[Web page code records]
(begin)

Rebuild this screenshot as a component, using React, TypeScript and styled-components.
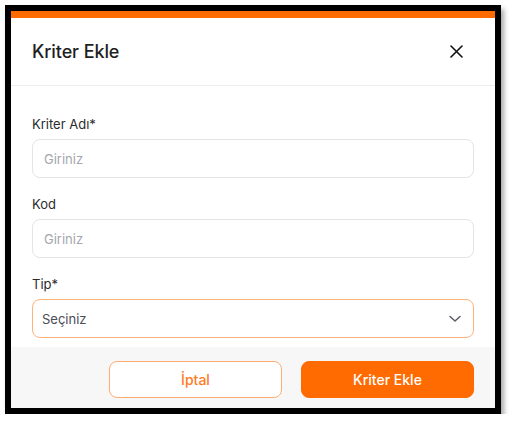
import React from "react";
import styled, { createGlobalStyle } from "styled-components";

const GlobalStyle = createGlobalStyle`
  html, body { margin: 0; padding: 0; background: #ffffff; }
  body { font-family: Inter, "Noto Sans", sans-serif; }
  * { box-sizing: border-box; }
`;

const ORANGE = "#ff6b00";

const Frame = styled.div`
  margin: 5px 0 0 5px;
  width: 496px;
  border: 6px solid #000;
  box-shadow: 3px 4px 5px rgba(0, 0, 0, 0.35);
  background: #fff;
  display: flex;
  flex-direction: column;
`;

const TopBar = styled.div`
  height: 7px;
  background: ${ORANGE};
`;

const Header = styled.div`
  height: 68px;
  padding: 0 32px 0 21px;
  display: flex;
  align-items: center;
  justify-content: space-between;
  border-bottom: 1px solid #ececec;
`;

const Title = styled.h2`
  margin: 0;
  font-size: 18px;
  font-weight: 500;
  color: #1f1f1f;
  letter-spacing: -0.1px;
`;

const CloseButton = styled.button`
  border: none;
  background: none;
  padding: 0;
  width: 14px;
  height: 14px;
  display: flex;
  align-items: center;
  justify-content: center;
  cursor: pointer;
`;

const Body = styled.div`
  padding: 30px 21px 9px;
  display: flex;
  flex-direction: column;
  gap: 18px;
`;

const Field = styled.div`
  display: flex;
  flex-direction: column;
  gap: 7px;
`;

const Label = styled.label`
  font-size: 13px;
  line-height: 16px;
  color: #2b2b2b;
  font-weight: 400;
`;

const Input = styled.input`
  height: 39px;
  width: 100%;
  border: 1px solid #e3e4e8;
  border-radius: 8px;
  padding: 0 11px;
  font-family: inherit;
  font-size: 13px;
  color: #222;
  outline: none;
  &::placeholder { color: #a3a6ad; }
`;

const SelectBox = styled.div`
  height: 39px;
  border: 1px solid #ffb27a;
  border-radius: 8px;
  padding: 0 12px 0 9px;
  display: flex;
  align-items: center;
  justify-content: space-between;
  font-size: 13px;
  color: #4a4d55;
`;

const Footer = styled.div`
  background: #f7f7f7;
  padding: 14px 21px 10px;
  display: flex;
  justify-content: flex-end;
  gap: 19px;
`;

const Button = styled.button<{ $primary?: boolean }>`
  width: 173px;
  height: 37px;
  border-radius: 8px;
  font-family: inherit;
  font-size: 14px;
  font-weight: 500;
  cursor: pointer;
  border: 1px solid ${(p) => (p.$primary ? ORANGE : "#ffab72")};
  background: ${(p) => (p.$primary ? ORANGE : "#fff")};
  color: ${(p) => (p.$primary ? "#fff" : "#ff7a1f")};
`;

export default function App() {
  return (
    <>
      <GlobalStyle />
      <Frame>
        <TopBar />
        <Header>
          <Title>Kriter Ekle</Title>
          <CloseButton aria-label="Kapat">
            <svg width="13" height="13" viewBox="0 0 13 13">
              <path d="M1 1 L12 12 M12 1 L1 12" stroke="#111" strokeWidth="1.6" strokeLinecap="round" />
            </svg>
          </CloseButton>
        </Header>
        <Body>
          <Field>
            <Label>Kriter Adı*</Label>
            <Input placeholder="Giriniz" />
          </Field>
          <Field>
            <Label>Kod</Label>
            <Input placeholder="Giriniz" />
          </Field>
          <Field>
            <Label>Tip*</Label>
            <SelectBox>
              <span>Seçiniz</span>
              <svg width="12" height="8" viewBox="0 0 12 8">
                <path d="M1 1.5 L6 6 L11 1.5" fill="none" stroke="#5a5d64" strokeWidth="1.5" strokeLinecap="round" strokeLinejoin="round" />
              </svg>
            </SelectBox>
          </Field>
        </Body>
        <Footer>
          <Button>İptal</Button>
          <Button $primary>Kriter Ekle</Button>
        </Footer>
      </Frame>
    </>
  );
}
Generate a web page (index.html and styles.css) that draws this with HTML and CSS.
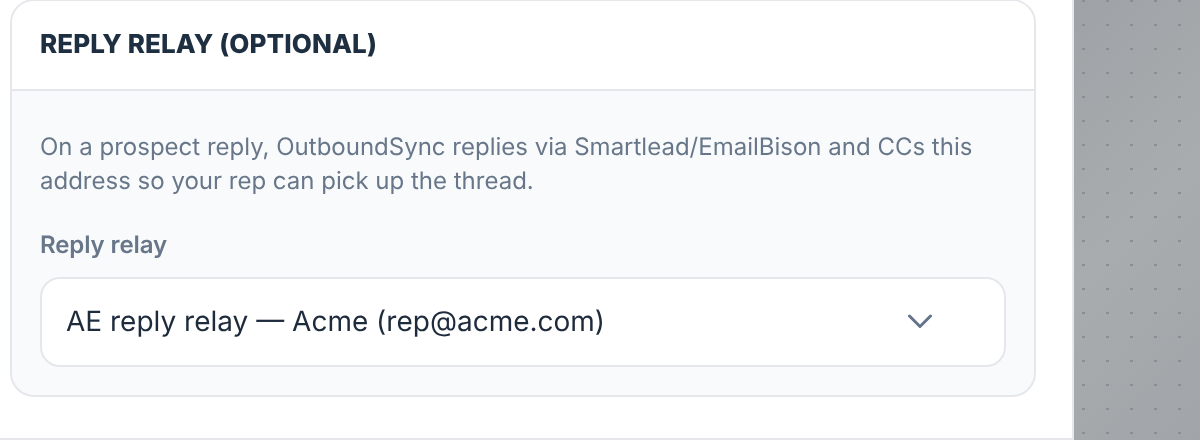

(end)

* WHAT TO PRODUCE *
Transcribe each line above verbatim, with the pictures left out.

* THE SOLUTION *
Rebuild this screenshot as a component, using React, TypeScript and styled-components.
import React from "react";
import styled, { createGlobalStyle } from "styled-components";

const GlobalStyle = createGlobalStyle`
  html, body { margin: 0; padding: 0; background: #ffffff; }
  body { font-family: Inter, "Noto Sans", sans-serif; }
  * { box-sizing: border-box; }
`;

const ORANGE = "#ff6b00";

const Frame = styled.div`
  margin: 5px 0 0 5px;
  width: 496px;
  border: 6px solid #000;
  box-shadow: 3px 4px 5px rgba(0, 0, 0, 0.35);
  background: #fff;
  display: flex;
  flex-direction: column;
`;

const TopBar = styled.div`
  height: 7px;
  background: ${ORANGE};
`;

const Header = styled.div`
  height: 68px;
  padding: 0 32px 0 21px;
  display: flex;
  align-items: center;
  justify-content: space-between;
  border-bottom: 1px solid #ececec;
`;

const Title = styled.h2`
  margin: 0;
  font-size: 18px;
  font-weight: 500;
  color: #1f1f1f;
  letter-spacing: -0.1px;
`;

const CloseButton = styled.button`
  border: none;
  background: none;
  padding: 0;
  width: 14px;
  height: 14px;
  display: flex;
  align-items: center;
  justify-content: center;
  cursor: pointer;
`;

const Body = styled.div`
  padding: 30px 21px 9px;
  display: flex;
  flex-direction: column;
  gap: 18px;
`;

const Field = styled.div`
  display: flex;
  flex-direction: column;
  gap: 7px;
`;

const Label = styled.label`
  font-size: 13px;
  line-height: 16px;
  color: #2b2b2b;
  font-weight: 400;
`;

const Input = styled.input`
  height: 39px;
  width: 100%;
  border: 1px solid #e3e4e8;
  border-radius: 8px;
  padding: 0 11px;
  font-family: inherit;
  font-size: 13px;
  color: #222;
  outline: none;
  &::placeholder { color: #a3a6ad; }
`;

const SelectBox = styled.div`
  height: 39px;
  border: 1px solid #ffb27a;
  border-radius: 8px;
  padding: 0 12px 0 9px;
  display: flex;
  align-items: center;
  justify-content: space-between;
  font-size: 13px;
  color: #4a4d55;
`;

const Footer = styled.div`
  background: #f7f7f7;
  padding: 14px 21px 10px;
  display: flex;
  justify-content: flex-end;
  gap: 19px;
`;

const Button = styled.button<{ $primary?: boolean }>`
  width: 173px;
  height: 37px;
  border-radius: 8px;
  font-family: inherit;
  font-size: 14px;
  font-weight: 500;
  cursor: pointer;
  border: 1px solid ${(p) => (p.$primary ? ORANGE : "#ffab72")};
  background: ${(p) => (p.$primary ? ORANGE : "#fff")};
  color: ${(p) => (p.$primary ? "#fff" : "#ff7a1f")};
`;

export default function App() {
  return (
    <>
      <GlobalStyle />
      <Frame>
        <TopBar />
        <Header>
          <Title>Kriter Ekle</Title>
          <CloseButton aria-label="Kapat">
            <svg width="13" height="13" viewBox="0 0 13 13">
              <path d="M1 1 L12 12 M12 1 L1 12" stroke="#111" strokeWidth="1.6" strokeLinecap="round" />
            </svg>
          </CloseButton>
        </Header>
        <Body>
          <Field>
            <Label>Kriter Adı*</Label>
            <Input placeholder="Giriniz" />
          </Field>
          <Field>
            <Label>Kod</Label>
            <Input placeholder="Giriniz" />
          </Field>
          <Field>
            <Label>Tip*</Label>
            <SelectBox>
              <span>Seçiniz</span>
              <svg width="12" height="8" viewBox="0 0 12 8">
                <path d="M1 1.5 L6 6 L11 1.5" fill="none" stroke="#5a5d64" strokeWidth="1.5" strokeLinecap="round" strokeLinejoin="round" />
              </svg>
            </SelectBox>
          </Field>
        </Body>
        <Footer>
          <Button>İptal</Button>
          <Button $primary>Kriter Ekle</Button>
        </Footer>
      </Frame>
    </>
  );
}
Generate a web page (index.html and styles.css) that draws this with HTML and CSS.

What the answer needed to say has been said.